The famous baritone/tenor duet proved indeed to be the opera's highlight. Bizet apparently knew it too, inasmuch as he later quotes it whenever he wants to evoke some easy poignancy. But there were certainly some other good bits. The tenor had a very nice aria in Act II, the love duet wasn't bad, and there was a good thunderstorm with angry mob. And the end, in which the entire village is burned so the feckless tenor and soprano can escape, was entertainingly amoral. Bizet's orientalist touches were unfortunately pretty weak in this one, and it generally felt like the plot wasn't enough to carry a full-scale opera; it would have done better condensed to a one-act offering in the fashion of Les Indes Galantes*.
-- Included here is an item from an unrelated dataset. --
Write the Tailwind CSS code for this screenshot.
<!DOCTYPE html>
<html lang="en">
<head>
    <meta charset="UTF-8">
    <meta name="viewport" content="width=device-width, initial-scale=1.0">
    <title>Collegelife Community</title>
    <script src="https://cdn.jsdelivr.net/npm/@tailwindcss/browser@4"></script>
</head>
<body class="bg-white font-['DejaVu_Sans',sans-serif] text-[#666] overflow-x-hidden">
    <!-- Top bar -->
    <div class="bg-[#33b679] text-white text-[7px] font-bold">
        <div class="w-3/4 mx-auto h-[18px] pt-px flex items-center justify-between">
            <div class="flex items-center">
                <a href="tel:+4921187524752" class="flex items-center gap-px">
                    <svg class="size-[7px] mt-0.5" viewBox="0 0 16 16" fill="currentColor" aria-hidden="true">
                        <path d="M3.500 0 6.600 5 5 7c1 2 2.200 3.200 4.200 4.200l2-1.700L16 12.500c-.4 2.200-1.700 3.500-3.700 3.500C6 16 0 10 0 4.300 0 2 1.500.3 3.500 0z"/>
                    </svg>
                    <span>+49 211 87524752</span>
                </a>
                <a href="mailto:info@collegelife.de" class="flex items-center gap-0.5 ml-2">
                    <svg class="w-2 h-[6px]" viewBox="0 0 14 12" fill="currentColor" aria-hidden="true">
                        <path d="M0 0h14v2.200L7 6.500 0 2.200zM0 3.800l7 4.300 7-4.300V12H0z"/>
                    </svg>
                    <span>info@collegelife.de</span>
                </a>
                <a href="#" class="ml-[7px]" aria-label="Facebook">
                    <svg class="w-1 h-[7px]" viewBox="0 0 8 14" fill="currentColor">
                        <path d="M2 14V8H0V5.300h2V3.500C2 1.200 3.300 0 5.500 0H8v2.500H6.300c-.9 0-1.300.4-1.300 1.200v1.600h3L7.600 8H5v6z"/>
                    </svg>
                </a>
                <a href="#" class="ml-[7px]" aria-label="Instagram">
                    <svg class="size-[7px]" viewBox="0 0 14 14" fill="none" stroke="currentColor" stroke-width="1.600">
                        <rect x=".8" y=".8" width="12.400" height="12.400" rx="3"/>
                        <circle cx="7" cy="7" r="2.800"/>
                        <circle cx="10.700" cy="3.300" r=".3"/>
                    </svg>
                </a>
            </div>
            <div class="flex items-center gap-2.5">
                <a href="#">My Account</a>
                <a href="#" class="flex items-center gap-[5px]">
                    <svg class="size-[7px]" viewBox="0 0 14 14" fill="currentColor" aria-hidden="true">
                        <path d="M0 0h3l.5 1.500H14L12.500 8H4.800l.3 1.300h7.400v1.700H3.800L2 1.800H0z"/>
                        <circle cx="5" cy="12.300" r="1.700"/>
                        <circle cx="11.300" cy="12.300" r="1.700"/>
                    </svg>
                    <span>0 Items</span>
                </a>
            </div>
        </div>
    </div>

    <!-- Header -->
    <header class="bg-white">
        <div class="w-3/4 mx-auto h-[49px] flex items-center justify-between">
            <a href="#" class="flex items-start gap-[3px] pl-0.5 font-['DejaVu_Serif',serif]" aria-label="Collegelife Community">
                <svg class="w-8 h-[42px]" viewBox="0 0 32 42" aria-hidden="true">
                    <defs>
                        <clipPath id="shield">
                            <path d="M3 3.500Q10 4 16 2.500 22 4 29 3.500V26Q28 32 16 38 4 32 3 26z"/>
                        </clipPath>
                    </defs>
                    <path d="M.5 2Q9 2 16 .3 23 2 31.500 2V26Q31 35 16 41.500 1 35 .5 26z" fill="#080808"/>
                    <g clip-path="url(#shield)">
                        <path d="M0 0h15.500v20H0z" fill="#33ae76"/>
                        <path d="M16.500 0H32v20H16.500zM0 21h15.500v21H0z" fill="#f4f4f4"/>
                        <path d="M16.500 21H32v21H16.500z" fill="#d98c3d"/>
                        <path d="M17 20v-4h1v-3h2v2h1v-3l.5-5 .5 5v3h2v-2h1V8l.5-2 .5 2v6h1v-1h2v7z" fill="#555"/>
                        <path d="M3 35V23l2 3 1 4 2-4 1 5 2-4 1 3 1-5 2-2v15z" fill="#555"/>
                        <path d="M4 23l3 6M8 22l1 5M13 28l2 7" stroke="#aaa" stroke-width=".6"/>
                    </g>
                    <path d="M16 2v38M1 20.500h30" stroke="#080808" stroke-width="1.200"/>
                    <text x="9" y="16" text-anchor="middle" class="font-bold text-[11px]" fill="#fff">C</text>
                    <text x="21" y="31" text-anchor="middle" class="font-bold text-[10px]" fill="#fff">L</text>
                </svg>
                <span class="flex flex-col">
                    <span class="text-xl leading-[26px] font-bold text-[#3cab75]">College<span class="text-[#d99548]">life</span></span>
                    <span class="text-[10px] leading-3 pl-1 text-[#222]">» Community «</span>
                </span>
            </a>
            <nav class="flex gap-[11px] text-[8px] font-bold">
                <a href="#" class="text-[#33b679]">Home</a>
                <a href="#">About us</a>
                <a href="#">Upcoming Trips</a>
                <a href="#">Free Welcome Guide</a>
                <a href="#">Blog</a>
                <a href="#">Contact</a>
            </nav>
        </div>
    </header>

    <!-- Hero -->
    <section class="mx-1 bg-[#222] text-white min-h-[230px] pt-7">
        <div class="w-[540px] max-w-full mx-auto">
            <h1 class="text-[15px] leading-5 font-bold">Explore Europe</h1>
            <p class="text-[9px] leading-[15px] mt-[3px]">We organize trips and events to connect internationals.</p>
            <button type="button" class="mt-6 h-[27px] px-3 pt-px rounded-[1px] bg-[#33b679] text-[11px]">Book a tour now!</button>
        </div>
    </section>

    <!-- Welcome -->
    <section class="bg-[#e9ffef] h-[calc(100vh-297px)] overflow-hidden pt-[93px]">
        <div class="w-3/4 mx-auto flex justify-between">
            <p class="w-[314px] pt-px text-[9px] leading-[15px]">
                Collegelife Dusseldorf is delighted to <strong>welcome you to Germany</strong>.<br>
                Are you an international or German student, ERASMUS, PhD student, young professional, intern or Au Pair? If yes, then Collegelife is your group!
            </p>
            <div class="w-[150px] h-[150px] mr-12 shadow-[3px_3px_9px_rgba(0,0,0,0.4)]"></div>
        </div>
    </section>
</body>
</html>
The soprano, Nicole Cabell, was excellent and held the evening together, with the added benefit that she looked her part, beautiful and dusky with no suspension of disbelief required. Tenor Eric Cutler also cut a fine figure. Wayne Tigges, the wicked bass, was a bit wasted on the small role; I really wanted to see his character take charge and start dishing it out, but it's not that kind of opera. The set was a rather spare subcontinental temple, complete with stone Buddha foot, but with the odd addition of a giant picture frame. This worked nicely to frame a dumbshow flashback during the big duet, but failed to be very meaningful otherwise.
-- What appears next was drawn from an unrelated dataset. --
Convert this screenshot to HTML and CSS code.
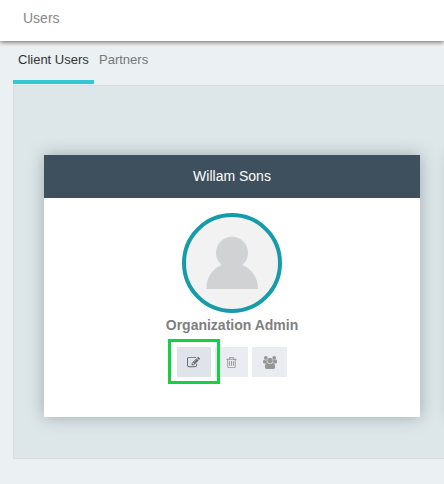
FILE: index.html
```html
<!DOCTYPE html>
<html lang="en">
<head>
<meta charset="utf-8">
<title>Users</title>
<link rel="stylesheet" href="styles.css">
</head>
<body>
<header class="topbar">Users</header>
<nav class="tabs">
  <a class="tab active">Client Users</a>
  <a class="tab">Partners</a>
</nav>
<main class="panel">
  <section class="card">
    <h2 class="card-name">Willam Sons</h2>
    <svg class="avatar" viewBox="0 0 100 100">
      <circle cx="50" cy="50" r="48" fill="#f2f2f2" stroke="#169ca9" stroke-width="4"/>
      <circle cx="50" cy="39.7" r="16" fill="#d0d2d4"/>
      <path d="M24.3 76C24.3 64 31 55 41 51.500H59C69 55 76 64 76 76Z" fill="#d0d2d4"/>
    </svg>
    <p class="role">Organization Admin</p>
    <div class="actions">
      <button class="action selected" aria-label="Edit">
        <svg width="13" height="13" viewBox="0 0 1792 1792"><path d="M888 1184l116-116-152-152-116 116v56h96v96h56zm440-720q-16-16-33 1l-350 350q-17 17-1 33t33-1l350-350q17-17 1-33zm80 594v190q0 119-84.500 203.500t-203.500 84.500h-832q-119 0-203.500-84.500t-84.500-203.500v-832q0-119 84.500-203.500t203.500-84.500h832q63 0 117 25 15 7 18 23 3 17-9 29l-49 49q-14 14-32 8-23-6-45-6h-832q-66 0-113 47t-47 113v832q0 66 47 113t113 47h832q66 0 113-47t47-113v-126q0-13 9-22l64-64q15-15 35-7t20 29zm-96-738l288 288-672 672h-288v-288zm444 132l-92 92-288-288 92-92q28-28 68-28t68 28l152 152q28 28 28 68t-28 68z"/></svg>
      </button>
      <button class="action delete" aria-label="Delete">
        <svg width="13" height="13" viewBox="0 0 1792 1792"><path d="M704 736v576q0 14-9 23t-23 9h-64q-14 0-23-9t-9-23v-576q0-14 9-23t23-9h64q14 0 23 9t9 23zm256 0v576q0 14-9 23t-23 9h-64q-14 0-23-9t-9-23v-576q0-14 9-23t23-9h64q14 0 23 9t9 23zm256 0v576q0 14-9 23t-23 9h-64q-14 0-23-9t-9-23v-576q0-14 9-23t23-9h64q14 0 23 9t9 23zm128 724v-948h-896v948q0 22 7 40.500t14.500 27 10.500 8.500h832q3 0 10.500-8.500t14.500-27 7-40.500zm-672-1076h448l-48-117q-7-9-17-11h-317q-10 2-17 11zm928 32v64q0 14-9 23t-23 9h-96v948q0 83-47 143.500t-113 60.500h-832q-66 0-113-58.500t-47-141.500v-952h-96q-14 0-23-9t-9-23v-64q0-14 9-23t23-9h309l70-167q15-37 54-63t79-26h320q40 0 79 26t54 63l70 167h309q14 0 23 9t9 23z"/></svg>
      </button>
      <button class="action groups" aria-label="Groups">
        <svg width="14" height="13" viewBox="-64 0 1920 1792"><path d="M529 896q-162 5-265 128h-134q-82 0-138-40.500t-56-118.500q0-353 124-353 6 0 43.500 21t97.500 42.500 119 21.500q67 0 133-23-5 37-5 66 0 159 93 297zm1071 637q0 120-73 189.500t-194 69.500h-874q-121 0-194-69.500t-73-189.500q0-53 3.500-103.500t14-109 26.500-108.500 43-97.500 62-81 85.500-53.500 111.500-20q10 0 43 21.500t73 48 107 48 135 21.500 135-21.500 107-48 73-48 43-21.500q61 0 111.500 20t85.500 53.500 62 81 43 97.500 26.500 108.500 14 109 3.500 103.500zm-1024-1277q0 106-75 181t-181 75-181-75-75-181 75-181 181-75 181 75 75 181zm704 384q0 159-112.500 271.500t-271.500 112.500-271.500-112.500-112.500-271.500 112.500-271.500 271.500-112.500 271.500 112.500 112.500 271.500zm576 225q0 78-56 118.500t-138 40.500h-134q-103-123-265-128 93-138 93-297 0-29-5-66 66 23 133 23 59 0 119-21.500t97.500-42.500 43.500-21q124 0 124 353zm-128-609q0 106-75 181t-181 75-181-75-75-181 75-181 181-75 181 75 75 181z"/></svg>
      </button>
    </div>
  </section>
</main>
</body>
</html>
```
FILE: styles.css
```css
*, *::after { box-sizing: border-box; }
body {
  margin: 0;
  height: 484px;
  overflow: hidden;
  background: #ebf0f3;
  font-family: "Liberation Sans", Arial, sans-serif;
}
.topbar {
  position: relative;
  height: 41px;
  padding: 10px 23px 0;
  background: #fff;
  box-shadow: 0 1px 5px rgba(0, 0, 0, .6);
  color: #888;
  font-size: 14px;
  line-height: 17px;
}
.tabs {
  display: flex;
  height: 44px;
  padding-left: 13px;
  background: linear-gradient(#f1f1f1 7px, transparent 7px);
}
.tab {
  height: 43px;
  padding: 10px 5px 0;
  color: #777;
  font-size: 13px;
  line-height: 17px;
}
.tab.active {
  width: 81px;
  color: #333;
  white-space: nowrap;
  border-bottom: 4px solid #36c6d3;
}
.panel {
  display: flex;
  gap: 31px;
  overflow: hidden;
  height: 374px;
  margin-left: 13px;
  padding: 69px 0 0 30px;
  border: 1px solid #d9dbdc;
  border-right: 0;
  background: #dde6e9;
}
/* Leading edge of the next card in the row */
.panel::after {
  content: "";
  flex: 0 0 20px;
  height: 262px;
  box-shadow: 0 0 15px rgba(65, 85, 85, .4);
}
.card {
  flex: 0 0 376px;
  display: flex;
  flex-direction: column;
  align-items: center;
  height: 262px;
  background: #fff;
  box-shadow: 0 0 15px rgba(65, 85, 85, .4);
}
.card-name {
  width: 100%;
  height: 43px;
  margin: 0;
  background: #3e4f5e;
  color: #fff;
  font-size: 14px;
  font-weight: 400;
  line-height: 43px;
  text-align: center;
}
.avatar {
  width: 100px;
  height: 100px;
  margin-top: 15px;
}
.role {
  margin: 4px 0 0;
  color: #7f7f7f;
  font-size: 14px;
  font-weight: 700;
  line-height: 17px;
}
.actions {
  display: flex;
  gap: 4px;
  margin-top: 13px;
}
.action {
  display: flex;
  align-items: center;
  justify-content: center;
  width: 34px;
  height: 30px;
  padding: 0;
  border: 0;
  background: #e9edf2;
  fill: #969696;
}
.action.delete { width: 33px; }
.action.groups { width: 35px; }
.action.selected {
  position: relative;
  padding-right: 1px;
  background: #dfe4eb;
  fill: #666;
}
.action.selected::after {
  content: "";
  position: absolute;
  top: -8px;
  left: -9px;
  width: 52px;
  height: 45px;
  border: 3px solid #12d244;
}
```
Lest I sound too negative, it's always worth remembering that the sheer amount of human genius required to compose and stage even a merely adequate opera is staggeringly high. I can't muster much reverence for The Pearl Fishers, but a night of fine singing, an excellent orchestra (always the case in Santa Fe) and melodrama is a pleasure never to be sneezed at. I'm looking forward to some odder offerings in the next couple week: Strauss' Arabella and Rossini's obscurity Maometto Secondo.

* Speaking of which, I regret to say that I don't think we'll be seeing this production at the Santa Fe Opera, adjacent to Tesuque Pueblo, anytime soon:

Monday, August 06, 2012

Teasing a cat* with a laser pointer is patented. Pay up, folks!

* Or "any other animal with a chase instinct"; I guess that encompasses babies.